Wednesday, March 2, 2011

An oily affair

Guardian
2 March 2011

An oily affair
A new audit report on the oil and gas industry exposes how Nigeria is fleeced by companies and regulators. Stakeholders call for full scale investigations of the deals.
FAR from the Wikileaks report that indicted Shell and some government agencies involvement in shady deals, a new report claims high level of corruption and manipulation of financial transactions by many oil and gas companies operating in the country, including the lapses of the industry regulators and financial institutions. The oil and gas industry is the mainstay of the economy.

But due to the fact that the industry spins millions of dollars daily, every organ acts as if the money would never run out as such, little care is taken to account for earnings.

There are widespread beliefs that some private operators and individuals routinely manipulate the system to line their pockets.
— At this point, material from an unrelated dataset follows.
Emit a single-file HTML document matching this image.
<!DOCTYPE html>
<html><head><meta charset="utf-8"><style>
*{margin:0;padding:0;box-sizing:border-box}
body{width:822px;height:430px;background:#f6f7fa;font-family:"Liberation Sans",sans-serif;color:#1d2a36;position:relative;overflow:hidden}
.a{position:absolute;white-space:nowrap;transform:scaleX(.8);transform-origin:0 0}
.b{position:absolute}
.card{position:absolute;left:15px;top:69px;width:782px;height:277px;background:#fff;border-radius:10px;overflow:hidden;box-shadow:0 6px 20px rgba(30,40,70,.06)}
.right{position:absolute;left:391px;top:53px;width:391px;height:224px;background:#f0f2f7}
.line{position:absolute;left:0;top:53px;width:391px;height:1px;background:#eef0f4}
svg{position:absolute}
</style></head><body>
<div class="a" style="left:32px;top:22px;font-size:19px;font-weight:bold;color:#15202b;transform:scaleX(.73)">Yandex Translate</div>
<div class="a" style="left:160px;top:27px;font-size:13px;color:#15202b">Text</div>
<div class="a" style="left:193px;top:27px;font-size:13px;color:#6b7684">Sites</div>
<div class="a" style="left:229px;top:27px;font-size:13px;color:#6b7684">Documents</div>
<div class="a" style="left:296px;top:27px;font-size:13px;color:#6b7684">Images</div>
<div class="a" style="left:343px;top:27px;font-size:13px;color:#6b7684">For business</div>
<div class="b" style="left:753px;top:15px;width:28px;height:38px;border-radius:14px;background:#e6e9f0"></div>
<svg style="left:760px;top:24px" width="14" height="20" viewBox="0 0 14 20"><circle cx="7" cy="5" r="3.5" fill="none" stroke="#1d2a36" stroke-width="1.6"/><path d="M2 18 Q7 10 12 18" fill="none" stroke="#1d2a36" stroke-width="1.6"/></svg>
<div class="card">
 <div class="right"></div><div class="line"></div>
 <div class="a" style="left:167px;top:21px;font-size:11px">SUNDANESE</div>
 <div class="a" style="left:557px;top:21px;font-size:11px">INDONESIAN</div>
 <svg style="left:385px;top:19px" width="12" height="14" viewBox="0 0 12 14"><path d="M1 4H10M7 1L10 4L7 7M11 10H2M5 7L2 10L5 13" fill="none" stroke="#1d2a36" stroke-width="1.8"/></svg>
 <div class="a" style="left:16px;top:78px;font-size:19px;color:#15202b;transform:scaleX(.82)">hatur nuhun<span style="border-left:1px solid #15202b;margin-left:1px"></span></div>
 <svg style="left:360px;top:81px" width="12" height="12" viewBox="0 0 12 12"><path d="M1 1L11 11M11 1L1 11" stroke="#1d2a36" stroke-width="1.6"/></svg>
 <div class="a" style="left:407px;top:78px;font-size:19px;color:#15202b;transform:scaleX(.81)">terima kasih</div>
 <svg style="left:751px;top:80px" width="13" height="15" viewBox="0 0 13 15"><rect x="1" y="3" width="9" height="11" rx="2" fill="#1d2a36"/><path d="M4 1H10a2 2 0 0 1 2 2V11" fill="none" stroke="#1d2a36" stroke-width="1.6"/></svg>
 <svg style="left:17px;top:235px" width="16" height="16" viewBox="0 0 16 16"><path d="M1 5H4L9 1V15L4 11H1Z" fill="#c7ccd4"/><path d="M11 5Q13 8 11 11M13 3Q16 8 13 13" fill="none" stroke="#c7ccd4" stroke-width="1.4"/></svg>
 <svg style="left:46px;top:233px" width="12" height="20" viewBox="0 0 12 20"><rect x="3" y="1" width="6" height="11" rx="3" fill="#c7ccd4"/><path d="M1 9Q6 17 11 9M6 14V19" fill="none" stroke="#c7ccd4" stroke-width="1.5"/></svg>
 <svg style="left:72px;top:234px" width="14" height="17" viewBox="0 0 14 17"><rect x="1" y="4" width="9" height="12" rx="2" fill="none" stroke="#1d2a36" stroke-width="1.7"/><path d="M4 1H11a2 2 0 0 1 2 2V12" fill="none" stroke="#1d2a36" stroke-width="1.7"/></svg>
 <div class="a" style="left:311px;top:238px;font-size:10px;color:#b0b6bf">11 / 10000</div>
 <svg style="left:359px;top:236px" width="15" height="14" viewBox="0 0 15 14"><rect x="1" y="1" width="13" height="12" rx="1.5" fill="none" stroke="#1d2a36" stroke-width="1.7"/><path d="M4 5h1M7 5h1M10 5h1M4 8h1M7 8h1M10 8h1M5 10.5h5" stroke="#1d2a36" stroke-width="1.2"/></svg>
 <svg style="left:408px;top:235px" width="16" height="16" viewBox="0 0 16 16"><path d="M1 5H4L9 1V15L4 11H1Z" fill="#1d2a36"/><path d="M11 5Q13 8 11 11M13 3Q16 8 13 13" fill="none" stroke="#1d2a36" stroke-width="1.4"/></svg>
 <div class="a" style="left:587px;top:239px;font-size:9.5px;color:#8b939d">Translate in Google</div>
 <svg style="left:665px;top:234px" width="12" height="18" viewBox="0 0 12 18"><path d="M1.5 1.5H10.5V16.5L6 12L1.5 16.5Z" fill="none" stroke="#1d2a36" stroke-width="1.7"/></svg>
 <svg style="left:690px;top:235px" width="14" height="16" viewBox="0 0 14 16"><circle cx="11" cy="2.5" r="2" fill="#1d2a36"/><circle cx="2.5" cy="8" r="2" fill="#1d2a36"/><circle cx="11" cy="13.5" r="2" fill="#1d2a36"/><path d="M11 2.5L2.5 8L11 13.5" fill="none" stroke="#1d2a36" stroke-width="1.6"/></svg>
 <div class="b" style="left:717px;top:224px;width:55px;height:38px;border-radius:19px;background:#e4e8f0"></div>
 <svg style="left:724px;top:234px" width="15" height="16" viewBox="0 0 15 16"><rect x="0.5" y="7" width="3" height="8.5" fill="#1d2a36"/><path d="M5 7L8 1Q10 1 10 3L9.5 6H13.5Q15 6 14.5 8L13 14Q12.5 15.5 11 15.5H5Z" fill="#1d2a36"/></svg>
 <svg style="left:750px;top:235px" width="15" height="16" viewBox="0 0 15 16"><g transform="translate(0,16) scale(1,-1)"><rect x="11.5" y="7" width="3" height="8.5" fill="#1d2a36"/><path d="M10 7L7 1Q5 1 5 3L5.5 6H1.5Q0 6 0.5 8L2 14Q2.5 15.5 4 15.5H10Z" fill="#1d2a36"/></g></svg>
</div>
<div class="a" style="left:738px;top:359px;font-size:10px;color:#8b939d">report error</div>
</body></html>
These have again been brought to the open by a newly released audit report that revealed dirty dealings in the sector.  

Championed by the Nigeria Extractive Industries Transparency Initiative (NEITI), the report, which covers the period 2006 to 2008, uncovered lots of shady deals by some of the so called “respected” companies in the industry.
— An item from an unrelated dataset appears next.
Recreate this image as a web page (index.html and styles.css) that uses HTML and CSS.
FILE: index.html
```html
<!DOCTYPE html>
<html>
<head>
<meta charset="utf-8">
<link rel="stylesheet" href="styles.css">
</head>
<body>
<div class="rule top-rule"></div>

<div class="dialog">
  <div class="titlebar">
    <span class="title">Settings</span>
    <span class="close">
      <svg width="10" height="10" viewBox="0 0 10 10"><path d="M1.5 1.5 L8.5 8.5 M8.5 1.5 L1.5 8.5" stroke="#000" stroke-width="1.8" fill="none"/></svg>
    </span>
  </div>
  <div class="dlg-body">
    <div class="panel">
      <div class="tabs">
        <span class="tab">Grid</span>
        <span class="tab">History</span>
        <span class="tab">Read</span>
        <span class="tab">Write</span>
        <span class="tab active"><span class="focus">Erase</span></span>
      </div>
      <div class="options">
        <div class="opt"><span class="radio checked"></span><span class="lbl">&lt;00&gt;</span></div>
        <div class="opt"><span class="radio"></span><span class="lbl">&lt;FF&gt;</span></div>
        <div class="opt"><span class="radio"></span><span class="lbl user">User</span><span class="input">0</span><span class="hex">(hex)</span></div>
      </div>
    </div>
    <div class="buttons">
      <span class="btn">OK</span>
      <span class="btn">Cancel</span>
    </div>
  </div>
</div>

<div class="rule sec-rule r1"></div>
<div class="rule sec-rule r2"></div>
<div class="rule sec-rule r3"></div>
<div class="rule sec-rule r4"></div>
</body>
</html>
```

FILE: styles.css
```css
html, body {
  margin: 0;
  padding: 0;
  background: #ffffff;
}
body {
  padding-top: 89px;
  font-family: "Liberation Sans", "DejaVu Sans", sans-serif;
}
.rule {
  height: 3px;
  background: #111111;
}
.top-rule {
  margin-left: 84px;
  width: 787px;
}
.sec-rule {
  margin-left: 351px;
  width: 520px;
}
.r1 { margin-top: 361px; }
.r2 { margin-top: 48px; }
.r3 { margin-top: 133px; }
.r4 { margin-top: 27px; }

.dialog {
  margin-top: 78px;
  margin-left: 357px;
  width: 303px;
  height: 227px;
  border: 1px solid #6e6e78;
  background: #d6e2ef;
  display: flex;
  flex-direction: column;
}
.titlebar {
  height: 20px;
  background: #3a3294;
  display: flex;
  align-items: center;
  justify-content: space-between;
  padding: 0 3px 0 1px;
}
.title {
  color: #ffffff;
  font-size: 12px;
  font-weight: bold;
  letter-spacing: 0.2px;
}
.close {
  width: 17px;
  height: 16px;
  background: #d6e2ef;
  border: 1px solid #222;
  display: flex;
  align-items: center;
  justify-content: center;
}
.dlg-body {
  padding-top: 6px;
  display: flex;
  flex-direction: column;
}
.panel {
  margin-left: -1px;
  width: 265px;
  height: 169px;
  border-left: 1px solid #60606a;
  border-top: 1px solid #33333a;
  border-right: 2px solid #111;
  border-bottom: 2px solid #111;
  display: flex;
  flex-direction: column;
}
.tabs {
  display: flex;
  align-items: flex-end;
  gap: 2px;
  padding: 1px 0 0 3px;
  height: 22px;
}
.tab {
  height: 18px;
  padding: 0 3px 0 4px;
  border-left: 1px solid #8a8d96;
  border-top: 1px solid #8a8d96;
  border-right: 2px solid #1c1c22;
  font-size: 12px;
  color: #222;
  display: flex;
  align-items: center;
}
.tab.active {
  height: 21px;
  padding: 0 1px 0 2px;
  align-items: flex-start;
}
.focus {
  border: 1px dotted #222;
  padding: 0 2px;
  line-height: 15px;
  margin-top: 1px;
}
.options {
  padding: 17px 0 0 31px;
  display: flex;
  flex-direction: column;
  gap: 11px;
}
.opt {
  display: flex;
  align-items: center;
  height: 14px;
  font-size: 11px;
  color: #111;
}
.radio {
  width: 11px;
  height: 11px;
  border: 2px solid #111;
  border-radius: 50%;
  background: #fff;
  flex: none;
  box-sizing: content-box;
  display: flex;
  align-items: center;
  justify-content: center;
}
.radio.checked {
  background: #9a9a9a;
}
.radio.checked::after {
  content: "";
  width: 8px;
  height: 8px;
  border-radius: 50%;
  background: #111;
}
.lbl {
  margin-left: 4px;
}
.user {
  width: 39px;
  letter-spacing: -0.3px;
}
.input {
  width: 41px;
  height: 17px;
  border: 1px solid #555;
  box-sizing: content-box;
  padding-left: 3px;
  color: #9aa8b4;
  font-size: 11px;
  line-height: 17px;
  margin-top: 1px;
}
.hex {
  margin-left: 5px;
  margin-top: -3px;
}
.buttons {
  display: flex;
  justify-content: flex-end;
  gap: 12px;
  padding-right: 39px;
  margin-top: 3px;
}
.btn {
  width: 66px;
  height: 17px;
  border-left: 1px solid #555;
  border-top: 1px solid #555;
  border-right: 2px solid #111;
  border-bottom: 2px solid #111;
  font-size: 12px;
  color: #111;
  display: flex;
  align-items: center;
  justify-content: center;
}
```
Besides, it reveals the pitiable state of some of the government parastatals that are expected to monitor the events and account for national royalties, taxes and other oil proceeds, as they give room for un-reconciled huge differences.

The audit report stated: “The un-reconciled difference at the date of this report is 3.1 million barrels over the three-year period, as set out in section five of this report. This represents 0.25 per cent of government lifting in the period. The amount cannot be valued as the dates of the component lifting have not been identified; based on a simple average. However, the value could be in the region of $240 million.” 

NEITI however assured that it would continue to work on the items with a view to fully explaining the differences in the supplementary report, planned for March 31, 2011. 

Many of the companies were also captured in the mess, with some withholding some amount of money due to government in terms of tax or royalty, while others either wrongly accounted for payments or intentionally desists from paying due to some controversial issues that are yet to be investigated till today.